The maximum liability cap is a critical protection for the guarantor. Without a cap, the guarantor's exposure could be unlimited. The cap should be expressed as a specific monetary amount in pounds sterling and should clearly state whether it includes or excludes interest, costs, and expenses.

The demand provisions specify the procedure the creditor must follow before calling on the guarantee. This typically includes giving the guarantor a specified number of days' written notice and identifying the nature and amount of the principal debtor's default.

The independent legal advice confirmation is strongly recommended following the Etridge decision. The guarantor should confirm in the guarantee that they have received independent legal advice from a named solicitor about the nature, effect, and risks of the guarantee. This protects both the guarantor and the creditor from future challenges based on undue influence or misrepresentation.
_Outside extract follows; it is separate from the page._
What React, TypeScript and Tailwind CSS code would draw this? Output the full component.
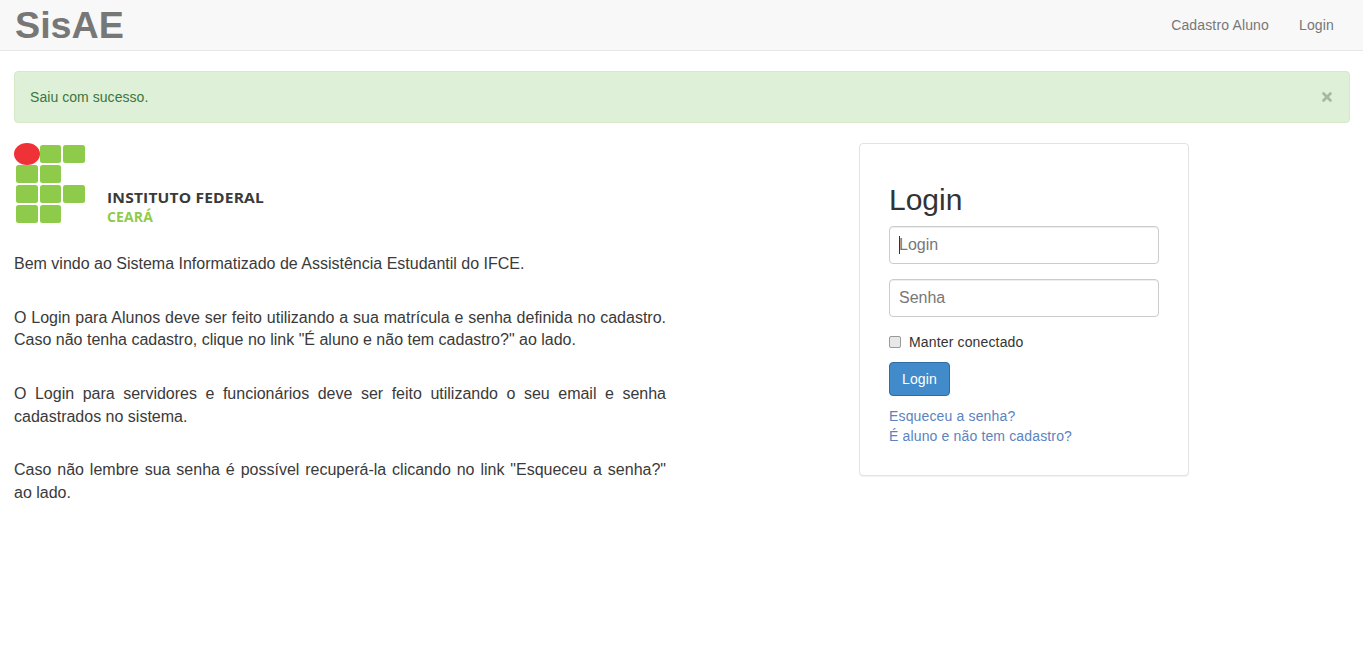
import { X } from 'lucide-react';

function Logo() {
  return (
    <svg width="252" height="84" viewBox="0 0 252 84" className="block">
      <g fill="#8fcb4a">
        <rect x="26" y="2" width="21" height="18" rx="2.5" />
        <rect x="49" y="2" width="22" height="18" rx="2.5" />
        <rect x="2" y="22" width="22" height="18" rx="2.5" />
        <rect x="26" y="22" width="21" height="18" rx="2.5" />
        <rect x="2" y="42" width="22" height="18" rx="2.5" />
        <rect x="26" y="42" width="21" height="18" rx="2.5" />
        <rect x="49" y="42" width="22" height="18" rx="2.5" />
        <rect x="2" y="62" width="22" height="18" rx="2.5" />
        <rect x="26" y="62" width="21" height="18" rx="2.5" />
      </g>
      <ellipse cx="13" cy="11" rx="13" ry="11" fill="#ef3237" />
      <text x="93" y="60" fontSize="14.5" fontWeight="700" fill="#3a3a3a" fontFamily="'Open Sans', sans-serif" textLength="157" lengthAdjust="spacingAndGlyphs">
        INSTITUTO FEDERAL
      </text>
      <text x="93" y="79" fontSize="14.5" fontWeight="700" fill="#8fcb4a" fontFamily="'Open Sans', sans-serif" textLength="46" lengthAdjust="spacingAndGlyphs">
        CEARÁ
      </text>
    </svg>
  );
}

export default function App() {
  return (
    <div className="min-h-[648px] bg-white text-[14px] leading-[20px] tracking-[0.15px] text-[#333] font-['Liberation_Sans',Arial,sans-serif]">
      <nav className="h-[51px] flex items-center justify-between bg-[#f8f8f8] border-b border-[#e7e7e7] pl-[15px] pr-[14px]">
        <a className="text-[37.7px] leading-[50px] tracking-normal font-bold text-[#777]">SisAE</a>
        <div className="flex h-full items-center text-[#777]">
          <a className="px-[15px]">Cadastro Aluno</a>
          <a className="px-[15px]">Login</a>
        </div>
      </nav>

      <div className="px-[13px] pt-5">
        <div className="ml-px h-[52px] flex items-center justify-between rounded border border-[#d6e9c6] bg-[#dff0d8] text-[#3c763d] pl-[15px] pr-[15px]">
          <span className="tracking-[0.05px]">Saiu com sucesso.</span>
          <X className="h-[14px] w-[14px] text-[#a7b8a2]" strokeWidth={4.5} />
        </div>

        <div className="flex items-start mt-5 ml-px">
          <div className="w-[652px]">
            <Logo />
            <div className="mt-[26px] text-[16px] leading-[22.857px] tracking-normal text-justify text-[#3a3a3a]">
              <p>Bem vindo ao Sistema Informatizado de Assistência Estudantil do IFCE.</p>
              <p className="mt-[30.7px]">
                O Login para Alunos deve ser feito utilizando a sua matrícula e senha definida no cadastro.
                Caso não tenha cadastro, clique no link "É aluno e não tem cadastro?" ao lado.
              </p>
              <p className="mt-[30.7px]">
                O Login para servidores e funcionários deve ser feito utilizando o seu email e senha
                cadastrados no sistema.
              </p>
              <p className="mt-[30.7px]">
                Caso não lembre sua senha é possível recuperá-la clicando no link "Esqueceu a senha?"
                ao lado.
              </p>
            </div>
          </div>

          <div className="ml-[193px] w-[330px] h-[333px] rounded border border-[#e3e3e3] bg-white shadow-[0_1px_1px_rgba(0,0,0,0.05)] px-[29px] pt-[39px]">
            <h2 className="text-[30px] leading-[33px] tracking-normal font-normal">Login</h2>
            <div className="mt-[10px] flex flex-col gap-[15px]">
              <div className="relative">
                <input
                  placeholder="Login"
                  className="block h-[38px] w-full rounded border border-[#ccc] px-[9px] text-[16px] tracking-normal shadow-[inset_0_1px_1px_rgba(0,0,0,0.075)] placeholder:text-[#777] outline-none"
                />
                <span className="absolute left-[10px] top-[10px] h-[18px] w-px bg-[#333]" />
              </div>
              <input
                placeholder="Senha"
                className="block h-[38px] w-full rounded border border-[#ccc] px-[9px] text-[16px] tracking-normal shadow-[inset_0_1px_1px_rgba(0,0,0,0.075)] placeholder:text-[#777] outline-none"
              />
            </div>
            <label className="mt-[15px] flex items-center gap-2">
              <span className="h-3 w-3 rounded-[2px] border border-[#999] bg-[#e8e8e8]" />
              Manter conectado
            </label>
            <button className="mt-[10px] block h-[34px] w-[61px] rounded border border-[#2e6da4] bg-[#428bca] text-white">
              Login
            </button>
            <div className="mt-[10px] text-[#5b83c0]">
              <a className="block">Esqueceu a senha?</a>
              <a className="block">É aluno e não tem cadastro?</a>
            </div>
          </div>
        </div>
      </div>
    </div>
  );
}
The waiver of defences clause is common in commercial guarantees. Under the common law principle from Holme v Brunskill (1878), a guarantor may be discharged from liability if the creditor varies the underlying agreement without the guarantor's consent. A properly drafted waiver clause prevents this by providing that the guarantor's liability is not affected by variations, extensions of time, the release of security, or other acts.

The subrogation clause preserves the guarantor's right to step into the creditor's shoes and recover from the principal debtor any amounts paid under the guarantee, but only after all guaranteed obligations have been discharged in full. This prevents the guarantor from competing with the creditor in the debtor's insolvency.

The governing law and jurisdiction clause should specify that the guarantee is governed by the laws of England and Wales, with exclusive jurisdiction conferred on the courts of England and Wales. The witness requirement is important: while a guarantee executed as a simple contract does not technically require witnessing, having a witness provides valuable evidence of authenticity and voluntary execution.